The post-relief period
The Bolsheviks permitted the relief agencies to continue distributing free food in 1923, while they sold grain abroad. The net effect, since grain is
fungible, was that they received money for nothing from the western
philanthropists. When this was discovered, foreign relief organizations suspended the aid. Lenin's first heart attack was in the spring of 1922, and he'd
aphasia in 1923; the extent of his responsibility for the grain sales is therefore unclear. However, taking advantage of gullible capitalists would have accorded with his expressed policies.
François Furet estimated there were 5 million deaths in the famine; for comparison, the worst crop failure of late Tsarist Russia, in
1892, caused 375,000 to 400,000 deaths.
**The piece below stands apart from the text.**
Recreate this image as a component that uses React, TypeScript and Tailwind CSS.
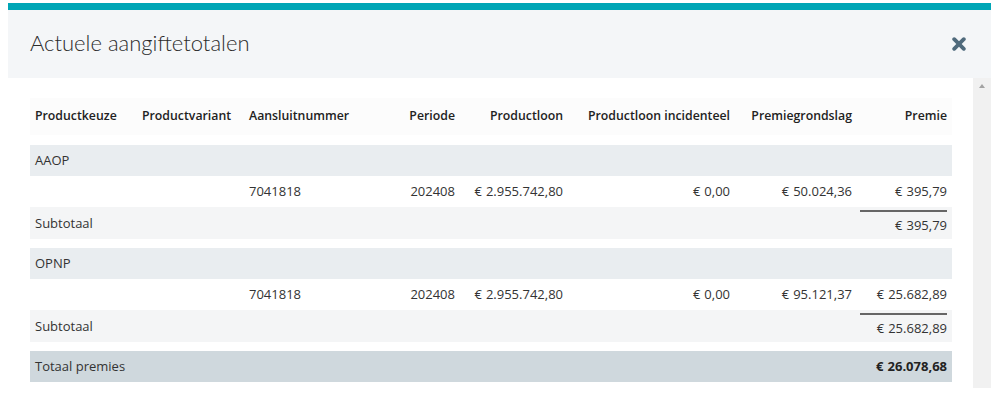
import React from 'react';

const cols = 'grid grid-cols-[107px_107px_146px_70px_108px_167px_122px_95px]';

type Line = {
    nummer: string;
    periode: string;
    loon: string;
    incidenteel: string;
    grondslag: string;
    premie: string;
};

const groups: { name: string; line: Line; subtotal: string }[] = [
    {
        name: 'AAOP',
        line: { nummer: '7041818', periode: '202408', loon: '2.955.742,80', incidenteel: '0,00', grondslag: '50.024,36', premie: '395,79' },
        subtotal: '395,79',
    },
    {
        name: 'OPNP',
        line: { nummer: '7041818', periode: '202408', loon: '2.955.742,80', incidenteel: '0,00', grondslag: '95.121,37', premie: '25.682,89' },
        subtotal: '25.682,89',
    },
];

// euro amount with the slightly wider gap after the sign
const Amount = ({ value }: { value: string }) => (
    <span className="whitespace-nowrap">
        €<span className="ml-[4px]">{value}</span>
    </span>
);

const CloseIcon = () => (
    <svg width="14" height="14" viewBox="0 0 14 14">
        <path d="M2.2 2.2 L11.8 11.8 M11.8 2.2 L2.2 11.8" stroke="#4f6a7c" strokeWidth="3.8" strokeLinecap="round" />
    </svg>
);

const App: React.FC = () => {
    return (
        <div className="w-[991px] h-[394px] overflow-hidden bg-white text-[#333] text-[13px] font-['Open_Sans',sans-serif]">
            <div className="ml-[8px] mt-[3px] border-t-[7px] border-[#00a6b6]">
                {/* Header */}
                <div className="h-[68px] bg-[#f4f6f8] flex items-center justify-between pl-[22px] pr-[25px]">
                    <h1 className="text-[22px] font-light text-[#2b2b2b] font-['Lato',sans-serif] pb-[3px]">Actuele aangiftetotalen</h1>
                    <CloseIcon />
                </div>

                {/* Body */}
                <div className="flex">
                    <div className="w-[965px] pl-[22px] pt-[20px]">
                        <div className="w-[922px]">
                            {/* Column headers */}
                            <div className={`${cols} h-[37px] items-center bg-[#fcfcfc] font-semibold text-[12.3px] text-[#222]`}>
                                <div className="px-[5px]">Productkeuze</div>
                                <div className="px-[5px]">Productvariant</div>
                                <div className="px-[5px]">Aansluitnummer</div>
                                <div className="px-[5px] text-right">Periode</div>
                                <div className="px-[5px] text-right">Productloon</div>
                                <div className="px-[5px] text-right whitespace-nowrap">Productloon incidenteel</div>
                                <div className="px-[5px] text-right">Premiegrondslag</div>
                                <div className="px-[5px] text-right">Premie</div>
                            </div>

                            {groups.map((g, i) => (
                                <div key={g.name} className={i === 0 ? 'mt-[10px]' : 'mt-[9px]'}>
                                    <div className="h-[31px] flex items-center px-[5px] bg-[#e9edf0]">{g.name}</div>
                                    <div className={`${cols} h-[31px] items-center`}>
                                        <div />
                                        <div />
                                        <div className="px-[5px]">{g.line.nummer}</div>
                                        <div className="px-[5px] text-right">{g.line.periode}</div>
                                        <div className="px-[5px] text-right"><Amount value={g.line.loon} /></div>
                                        <div className="px-[5px] text-right"><Amount value={g.line.incidenteel} /></div>
                                        <div className="px-[5px] text-right"><Amount value={g.line.grondslag} /></div>
                                        <div className="px-[5px] text-right"><Amount value={g.line.premie} /></div>
                                    </div>
                                    <div className="h-[32px] flex items-center justify-between bg-[#f4f5f6]">
                                        <span className="px-[5px] pt-[1px]">Subtotaal</span>
                                        <span className="mr-[5px] w-[87px] self-stretch flex items-center justify-end border-t-2 border-[#666] mt-[3px]">
                                            <Amount value={g.subtotal} />
                                        </span>
                                    </div>
                                </div>
                            ))}

                            <div className="mt-[9px] h-[31px] flex items-center justify-between px-[5px] bg-[#cfd8dd]">
                                <span>Totaal premies</span>
                                <span className="font-bold text-[#222]"><Amount value="26.078,68" /></span>
                            </div>
                        </div>
                    </div>

                    {/* Scrollbar */}
                    <div className="w-[18px] h-[310px] bg-[#f1f1f1] flex justify-center pt-[6px]">
                        <div className="w-0 h-0 border-l-[3px] border-r-[3px] border-b-[4px] border-l-transparent border-r-transparent border-b-[#a3a3a3]" />
                    </div>
                </div>
            </div>
        </div>
    );
};

export default App;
That failure followed years of normal and bumper harvests, with the resulting buildup of reserves; the harvest of
1888 had been "excellent beyond even the more optimistic hopes". Also, that was in a time of peace, international commerce, and good order; there hadn't been war throughout Russia as there was from 1914 to 1920.
Political uses
As noted above, the Russian famine of 1921 came at the end of six and a half years of unrest and violence (first World War I, then the two Russian revolutions of 1917, then the Russian Civil War). Many different political and military factions were involved in those events, and most of them have been accused by their enemies of having contributed to, or even bearing sole responsibility for, the famine.
The Communist government also mounted an attack against a resistant
Russian Orthodox Church: churches were stripped to provide for the relief of the famine victims, after a refusal by
Patriarch Tikhon to sell off church valuables to raise needed funds to feed famine victims. Many senior members of the church were executed, and even more deported. Said
Lenin on this issue:
"The greater the number of the representatives of the reactionary bourgeoisie and the reactionary clergy that we'll manage to execute in this affair, the better."